On Saturday March 10, the Cliffs at Long Island City hosted the Tristate Bouldering Series (TBS), a regional bouldering competition featuring the best and baddest in rock climbing. For the first time since its inception, they sought to live stream the event to Tristate's YouTube and Facebook pages with the help of Live X.
We arrived, armed with gear, at the spectacular gym, where the atmosphere was already buzzing with excitement and adrenaline. Our team was led by Live X VP of Experiential, Brandon Epperson, and Creative & Technical Producer, Aubrey Russell. The webcast required the use of two Production Bots: one to stream to YouTube using vMix software, and a second to create and fire graphics through Touchdesigner. Epperson worked closely with TBS to design custom lower thirds and a visual scoreboard that updated in real time as the participants received their scores. The Wowza Clearcaster encoder handled the broadcast quality live stream to Facebook and allowed us to display viewer commentary during the show via the ClearCaster Talent View.
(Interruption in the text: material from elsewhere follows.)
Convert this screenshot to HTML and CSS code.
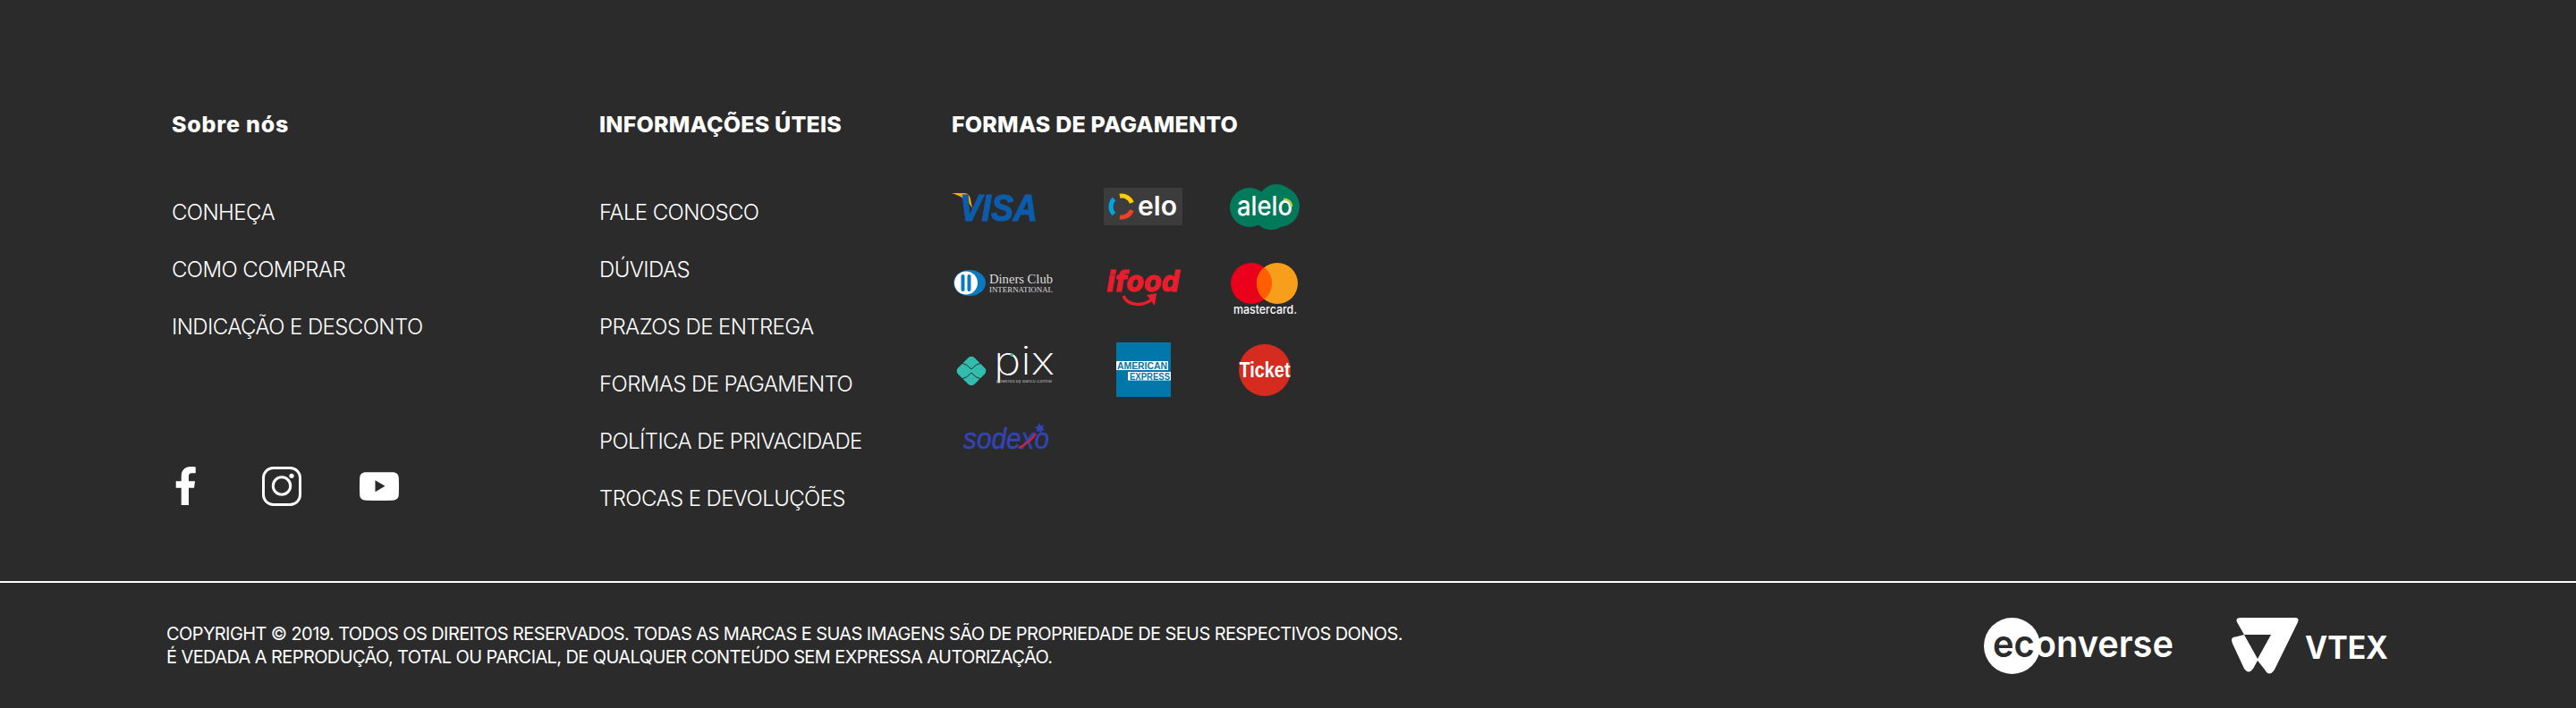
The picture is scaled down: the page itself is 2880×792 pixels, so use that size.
FILE: index.html
```html
<!doctype html>
<html lang="pt-BR">
 <head>
  <title>Rodapé</title>
  <meta name="viewport" content="width=device-width, initial-scale=1">
  <link rel="stylesheet" href="styles.css">
 </head>
 <body>
  <footer class="footer">
   <div class="footer-top">
    <section class="col col-about">
     <h3 class="col-title col-title-wide">Sobre nós</h3>
     <ul class="links">
      <li><a href="#">CONHEÇA</a></li>
      <li><a href="#">COMO COMPRAR</a></li>
      <li><a href="#">INDICAÇÃO E DESCONTO</a></li>
     </ul>
     <div class="social">
      <a href="#" aria-label="Facebook">
       <svg class="icon-fb" viewBox="0 0 36 44"><path fill="#fff" d="M10.7 43V23.7H4.7V16.3H10.7V11C10.7 4 14.5 0 21 0C23.5 0 25.5.2 26.7.4V7.3H22.5C19.8 7.3 19 8.5 19 10.8V16.3H26L25 23.7H19V43Z"/></svg>
      </a>
      <a href="#" aria-label="Instagram">
       <svg class="icon-ig" viewBox="0 0 44 44" fill="none" stroke="#fff" stroke-width="3">
        <rect x="1.5" y="1.5" width="41" height="41" rx="11"/>
        <circle cx="22" cy="21.5" r="9.7"/>
        <circle cx="33" cy="10.3" r="2.6" fill="#fff" stroke="none"/>
       </svg>
      </a>
      <a href="#" aria-label="YouTube">
       <svg class="icon-yt" viewBox="0 0 44 32"><path fill="#fff" fill-rule="evenodd" d="M7 .3H37C41 .3 43.6 2.5 43.8 6.5C44.1 12 44.1 20 43.8 25.5C43.6 29.5 41 31.6 37 31.7C27 32 17 32 7 31.7C3 31.6.4 29.5.2 25.5C-.1 20-.1 12 .2 6.5C.4 2.5 3 .3 7 .3ZM17.5 9.3V22.3L28.5 15.8Z"/></svg>
      </a>
     </div>
    </section>
    <section class="col col-info">
     <h3 class="col-title">INFORMAÇÕES ÚTEIS</h3>
     <ul class="links">
      <li><a href="#">FALE CONOSCO</a></li>
      <li><a href="#">DÚVIDAS</a></li>
      <li><a href="#">PRAZOS DE ENTREGA</a></li>
      <li><a href="#">FORMAS DE PAGAMENTO</a></li>
      <li><a href="#">POLÍTICA DE PRIVACIDADE</a></li>
      <li><a href="#">TROCAS E DEVOLUÇÕES</a></li>
     </ul>
    </section>
    <section class="col">
     <h3 class="col-title">FORMAS DE PAGAMENTO</h3>
     <div class="payments">
      <svg class="visa" width="96" height="31" viewBox="0 0 96 31">
       <path fill="#f5a81c" d="M0 0H14C18 0 20 3 21 6L23 17C18 8 10 3 0 0Z"/>
       <text class="logo-visa" x="9" y="31" textLength="87" lengthAdjust="spacingAndGlyphs">VISA</text>
      </svg>
      <svg width="88" height="42" viewBox="0 0 88 42">
       <rect width="88" height="42" fill="#3c3c3c"/>
       <g fill="none" stroke-width="5">
        <path stroke="#00a4e0" d="M11.5 12.5A12 12 0 0 0 11.5 29.5"/>
        <path stroke="#ffcb05" d="M17.9 9.2A12 12 0 0 1 31.3 16.9"/>
        <path stroke="#ef4123" d="M31.3 25.1A12 12 0 0 1 17.9 32.8"/>
       </g>
       <text class="logo-elo" x="38" y="31" textLength="44" lengthAdjust="spacingAndGlyphs">elo</text>
      </svg>
      <svg class="alelo" width="78" height="51" viewBox="0 0 78 51">
       <g fill="#007a5a">
        <circle cx="22" cy="26" r="22"/>
        <circle cx="55" cy="25" r="23"/>
        <circle cx="52" cy="20" r="20"/>
        <circle cx="46" cy="30" r="21"/>
       </g>
       <text class="logo-alelo" x="8" y="35" textLength="62" lengthAdjust="spacingAndGlyphs">alelo</text>
       <path fill="none" stroke="#b5cf3b" stroke-width="2.5" d="M60 17A8 8 0 0 1 69 25"/>
      </svg>

      <svg class="diners" width="112" height="29" viewBox="0 0 112 29">
       <ellipse cx="18" cy="14.5" rx="18" ry="14.5" fill="#0a79bf"/>
       <circle cx="14" cy="14.5" r="13" fill="#fff"/>
       <rect x="8.5" y="5" width="4" height="19" rx="2" fill="#0a79bf"/>
       <rect x="15.5" y="5" width="4" height="19" rx="2" fill="#0a79bf"/>
       <text class="logo-diners" x="40" y="15" textLength="71" lengthAdjust="spacingAndGlyphs">Diners Club</text>
       <text class="logo-diners-sub" x="40" y="25" textLength="71" lengthAdjust="spacingAndGlyphs">INTERNATIONAL</text>
      </svg>
      <svg width="82" height="44" viewBox="0 0 82 44">
       <text class="logo-ifood" x="0" y="25" textLength="82" lengthAdjust="spacingAndGlyphs">ifood</text>
       <path fill="none" stroke="#ea1d2c" stroke-width="3.5" d="M19 30C24 42 42 42 52 33"/>
       <path fill="#ea1d2c" d="M45 29L56 27L54 41Z"/>
      </svg>
      <svg class="mc" width="75" height="58" viewBox="0 0 75 58">
       <circle cx="23" cy="23" r="23" fill="#eb001b"/>
       <circle cx="52" cy="23" r="23" fill="#f79e1b"/>
       <path fill="#ff5f00" d="M37.500 5A23 23 0 0 1 37.500 41A23 23 0 0 1 37.500 5Z"/>
       <text class="logo-mc" x="3" y="57" textLength="71" lengthAdjust="spacingAndGlyphs">mastercard.</text>
      </svg>

      <svg class="pix" width="111" height="39" viewBox="0 0 111 39">
       <rect x="5" y="8" width="26" height="26" rx="5" fill="#32bcad" transform="rotate(45 18 21)"/>
       <path fill="none" stroke="#2b2b2b" stroke-width="1" d="M7 12Q13 13 18 19Q23 13 29 12M7 30Q13 29 18 23Q23 29 29 30"/>
       <text class="logo-pix" x="43" y="25" textLength="68" lengthAdjust="spacingAndGlyphs">pix</text>
       <circle cx="63" cy="3" r="1.800" fill="#32bcad"/>
       <text class="logo-pix-sub" x="46" y="34" textLength="62" lengthAdjust="spacingAndGlyphs">powered by Banco Central</text>
      </svg>
      <svg width="61" height="61" viewBox="0 0 61 61">
       <rect width="61" height="61" fill="#0077a8"/>
       <rect y="21" width="58" height="10" fill="#fff"/>
       <rect x="13" y="33" width="48" height="9.500" fill="#fff"/>
       <text class="logo-amex" x="1" y="30" textLength="56" lengthAdjust="spacingAndGlyphs">AMERICAN</text>
       <text class="logo-amex" x="15" y="41.500" textLength="45" lengthAdjust="spacingAndGlyphs">EXPRESS</text>
      </svg>
      <svg width="58" height="58" viewBox="0 0 58 58">
       <circle cx="29" cy="29" r="29" fill="#d62c1f"/>
       <text class="logo-ticket" x="0.500" y="37" textLength="57" lengthAdjust="spacingAndGlyphs">Ticket</text>
      </svg>

      <svg width="96" height="30" viewBox="0 0 96 30">
       <text class="logo-sodexo" x="0" y="29" textLength="96" lengthAdjust="spacingAndGlyphs">sodexo</text>
       <path fill="none" stroke="#e4202e" stroke-width="2" d="M62 28C70 24 77 19 81 12"/>
       <path fill="#3344b5" d="M85 0L86.500 3.500L90.500 2L88.500 5.500L91 8L87.500 8.500L87 12L84.500 9L81.500 10.500L82.500 7L79.500 5L83 4Z"/>
      </svg>
     </div>
    </section>
   </div>

   <div class="footer-bottom">
    <p class="copyright">
     COPYRIGHT © 2019. TODOS OS DIREITOS RESERVADOS. TODAS AS MARCAS E SUAS IMAGENS SÃO DE PROPRIEDADE DE SEUS RESPECTIVOS DONOS.<br>
     É VEDADA A REPRODUÇÃO, TOTAL OU PARCIAL, DE QUALQUER CONTEÚDO SEM EXPRESSA AUTORIZAÇÃO.
    </p>
    <div class="brands">
     <svg width="212" height="63" viewBox="0 0 212 63">
      <circle cx="31.500" cy="31.500" r="31.500" fill="#fff"/>
      <text class="logo-econverse" x="10" y="44" textLength="202" lengthAdjust="spacingAndGlyphs"><tspan fill="#2b2b2b">ec</tspan>onverse</text>
     </svg>
     <svg width="176" height="63" viewBox="0 0 176 63">
      <path fill="#fff" fill-rule="evenodd" d="M11 0H72Q77 0 75 5L49 58Q43 67 38 58L30 48L25 57Q20 64 15 57L2 29Q-1 22 5 21.500L15 19L7 5Q5 0 11 0ZM15 19H45L30 46Z"/>
      <text class="logo-vtex" x="83" y="46" textLength="93" lengthAdjust="spacingAndGlyphs">VTEX</text>
     </svg>
    </div>
   </div>
  </footer>
 </body>
</html>
```

FILE: styles.css
```css
* {
 box-sizing: border-box;
}
body {
 margin: 0;
 background-color: #2b2b2b;
 color: #fff;
 font-family: Inter, "Open Sans", sans-serif;
}
a {
 color: inherit;
 text-decoration: none;
}
svg {
 overflow: visible;
}
.footer {
 height: 792px;
 overflow: hidden;
}
.footer-top {
 display: flex;
 height: 650px;
 padding: 123px 0 61px 192px;
}
.col {
 display: flex;
 flex-direction: column;
}
.col-about {
 width: 478px;
}
.col-info {
 width: 394px;
}
.col-title {
 margin: 0;
 font-size: 25px;
 line-height: 32px;
 font-weight: 800;
 letter-spacing: 0.2px;
 white-space: nowrap;
}
.col-title-wide {
 letter-spacing: 0.8px;
}
.links {
 list-style: none;
 margin: 51px 0 0;
 padding: 0;
}
.links li {
 height: 64px;
 font-size: 24px;
 line-height: 64px;
 font-weight: 300;
 letter-spacing: -0.6px;
 white-space: nowrap;
}
.social {
 display: flex;
 align-items: center;
 gap: 65px;
 margin-top: auto;
 padding-bottom: 23px;
}
.social a {
 display: flex;
}
.icon-fb {
 width: 36px;
 height: 44px;
}
.icon-ig {
 width: 44px;
 height: 44px;
}
.icon-yt {
 width: 44px;
 height: 32px;
}
.payments {
 display: grid;
 grid-template-columns: 122px 184px 88px;
 grid-template-rows: 92px 92px 89px 60px;
 margin-top: 30px;
 place-items: center;
}
.payments .visa {
 justify-self: start;
}
.payments .diners {
 justify-self: start;
 margin: 0 0 13px 2px;
}
.payments .pix {
 justify-self: start;
 margin-left: 4px;
}
.payments .mc {
 margin-right: 2px;
}
.footer-bottom {
 display: flex;
 align-items: center;
 justify-content: space-between;
 height: 142px;
 padding: 0 210px 0 186px;
 border-top: 2px solid #fff;
}
.copyright {
 margin: 0;
 font-size: 20px;
 line-height: 26px;
 letter-spacing: -0.6px;
 white-space: nowrap;
}
.brands {
 display: flex;
 align-items: center;
 gap: 64px;
}

/* logo wordmarks */
.logo-visa {
 font: italic 700 42px "Liberation Sans", sans-serif;
 fill: #0b5cab;
 stroke: #0b5cab;
 stroke-width: 1.2px;
}
.logo-elo {
 font: 600 30px Inter, sans-serif;
 fill: #fff;
}
.logo-alelo {
 font: 500 30px Inter, sans-serif;
 fill: #fff;
}
.logo-diners {
 font: 400 15px "Liberation Serif", serif;
 fill: #ddd;
}
.logo-diners-sub {
 font: 400 9px "Liberation Serif", serif;
 fill: #ddd;
}
.logo-ifood {
 font: italic 700 32px "DejaVu Sans", sans-serif;
 fill: #ea1d2c;
 stroke: #ea1d2c;
 stroke-width: 1px;
}
.logo-mc {
 font: 500 13px Inter, sans-serif;
 fill: #fff;
}
.logo-pix {
 font: 200 44px Inter, sans-serif;
 fill: #fff;
}
.logo-pix-sub {
 font: 400 4px Inter, sans-serif;
 fill: #bbb;
}
.logo-amex {
 font: 700 11px "Liberation Sans", sans-serif;
 fill: #0077a8;
}
.logo-ticket {
 font: 700 24px "Liberation Sans", sans-serif;
 fill: #fff;
}
.logo-sodexo {
 font: italic 400 33px "Liberation Sans", sans-serif;
 fill: #3344b5;
 stroke: #3344b5;
 stroke-width: 0.5px;
}
.logo-econverse {
 font: 600 42px Inter, sans-serif;
 fill: #fff;
}
.logo-vtex {
 font: 700 35px Inter, sans-serif;
 fill: #fff;
}
```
Technical Director, Craig Babcock, switched the multi-camera show through the new ATEM 1 M/E Advanced Panel from Blackmagic Design. Babcock stated:
"The Advanced Panel provides a frictionless fader bar with easy to find keys and smooth switching. It had a simple setup through ATEM's IP software computer control, and it was a breeze putting in key fill graphics systems as an asset. I was able to quickly assign inputs and move assets around within the switcher itself."
In order to capture the grandeur of the event, featuring 18 competitors (9 men and 9 women), Live X used a variety of cameras: handheld Sony FS5's, Panasonic AW-HE130 HD Integrated PTZ Cameras, and Blackmagic Design Micro Studio Cams (equppied with a 12mm lens for the commentator booth, and a wide angle for the overhead view of the audience). The roving cameras were rigged with transmitters and recievers for wireless shooting. One used the Hollyland Cosmo, and the other was equipped with a Teradek Bolt. Both transmitters have a 1000ft of wireless range and allowed camera operators the freedom to go wherever the action was.
Being one of the handheld camera operators, I can attest to the challenge of keeping a steady frame while shooting on the bouncy fall matts under the competitors. However, having the luxury of multiple cameras allowed us to offer an array of different view points to those watching online. With this, we were able to capture the overall excitement of the show, as well as the unique finesse of each individual climber.